4 We do not find persuasive the out-of-state cases cited by Foothill, which place the burden of proof on a governmental agency making a zoning change.

II.

Appellants' [*8] Appeals

A.

Zoning Decisions Are Exercises of the County's Police Power.

(1) "It is well settled that zoning ordinances, when reasonable in object and not arbitrary in operation, constitute a justifiable exercise of police power, and that the establishment, as part of a comprehensive and systematic plan, of districts devoted to strictly private residences or single family dwellings, from which are excluded business or multiple dwelling structures, is a legitimate exercise of the police power." (Wilkins, supra, 29 Cal.2d at p. 337.)

(2) The Project site is subject to both the County's general plan and a specific plan. "[T]he general plan [is] a ' "constitution" for future development' [citation] located at the top of 'the hierarchy of local government law regulating land use' [citation]. [¶] The general plan consists of a 'statement of development policies ... setting forth objectives, principles, standards, and plan proposals.' [Citation.] The plan must include seven elements--land use, circulation, conservation, housing, noise, safety and open space--and address each of these elements in whatever level of detail local conditions require [citation]. General plans are also required to be 'comprehensive [*9] [and] long[]term' [citation] as well as 'internally consistent.' [Citation.] The planning law thus compels cities and counties to undergo the discipline of drafting a master plan to guide future local land use decisions." (DeVita v. County of Napa (1995) 9 Cal.4th 763, 772-773, fn. omitted [38 Cal. Rptr. 2d 699, 889 P.2d 1019].)
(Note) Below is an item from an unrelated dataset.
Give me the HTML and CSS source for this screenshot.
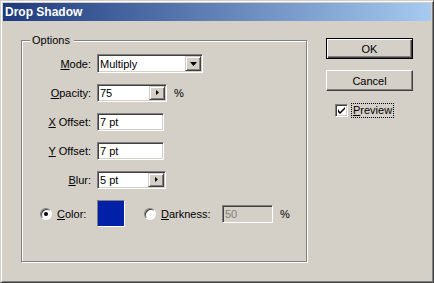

A specific plan, such as the North Tustin Specific Plan, is usually more detailed than a general plan, and covers specific parts of the community. The approval of a specific plan does not create a vested right to develop property in a manner consistent with the specific plan, or to prevent development inconsistent with it. (People v. County of Kern (1974) 39 Cal.App.3d 830, 837-838 [115 Cal. Rptr. 67].) A specific plan may be adopted or amended by resolution or ordinance of the appropriate legislative body. (Gov. Code, §§ 65358, 65453.) These sections of the Government Code recognize that "[a] county's needs necessarily change over time ... . It follows that a county must have the power to modify its land use plans as circumstances require." (Napa Citizens for Honest Government v. Napa County Bd. of Supervisors (2001) 91 Cal.App.4th 342, 357-358 [110 Cal. Rptr. 2d 579].) Despite Foothill's argument to the contrary, the North Tustin Specific [*10] Plan does not constitute a contract entered into by the County. (See Gov. Code, § 65453, subd. (a) [specific plans "may be amended as often as deemed necessary by the legislative body"].)

(3) A particular project must be "compatible with the objectives, policies, general land uses, and programs specified in" the general plan or any applicable, officially adopted specific plan. (Gov. Code, § 66473.5.) Government Code section 66473.5 has been interpreted "as requiring that a project be ' "in agreement or harmony with" ' the terms of the applicable plan, not in rigid conformity with every detail thereof." (San Franciscans Upholding the Downtown Plan v. City and County of San Francisco (2002) 102 Cal.App.4th 656, 678 [125 Cal. Rptr. 2d 745].)

The ordinance by which the new senior residential housing zoning district was created and applied to the Project site reads, in relevant part, as follows: "The County, after balancing the specific economic, legal, social, technological, and other benefits of the proposed Project, has determined that the unavoidable adverse environmental impacts identified ... may be considered acceptable due to the following specific considerations which outweigh the unavoidable, adverse environmental [*11] impacts of the proposed Project, each of which standing alone is sufficient to support approval of the Project ... ." The specific considerations identified by the County include (1) the Project addresses the housing element goals for senior housing set forth in the County's general plan, (2) the Project is compatible with the character of the surrounding neighborhood, (3) the Project addresses and remedies existing issues with storm drains and runoff, (4) the Project would provide for a deed restriction to be imposed on the property, so that future owners would be prohibited from other incompatible uses, and (5) the Project allows for implementation of policies set forth in the North Tustin Specific Plan.

B.

Spot Zoning

(4) Foothill contends the zoning change created an instance of impermissible spot zoning. "The essence of spot zoning is irrational discrimination." (Avenida San Juan Partnership v. City of San Clemente, supra, 201 Cal.App.4th at p. 1268.) "Spot zoning is one type of discriminatory zoning ordinance. [Citation.] 'Spot zoning occurs where a small parcel is restricted and given lesser rights than the surrounding property, as where a lot in the center of a business or commercial [*12] district is limited to uses for residential purposes thereby creating an "island" in the middle of a larger area devoted to other uses. [Citation.] Usually spot zoning involves a small parcel of land, the larger the property the more difficult it is to sustain an allegation of spot zoning. [Citations.] Likewise, where the "spot" is not an island but is connected on some sides to a like zone the allegation of spot zoning is more difficult to establish since lines must be drawn at some point. [Citation.] Even where a small island is created in the midst of less restrictive zoning, the zoning may be upheld where rational reason in the public benefit exists for such a classification.' [Citation.]" (Arcadia Development Co. v. City of Morgan Hill (2011) 197 Cal.App.4th 1526, 1536 [129 Cal. Rptr. 3d 369].)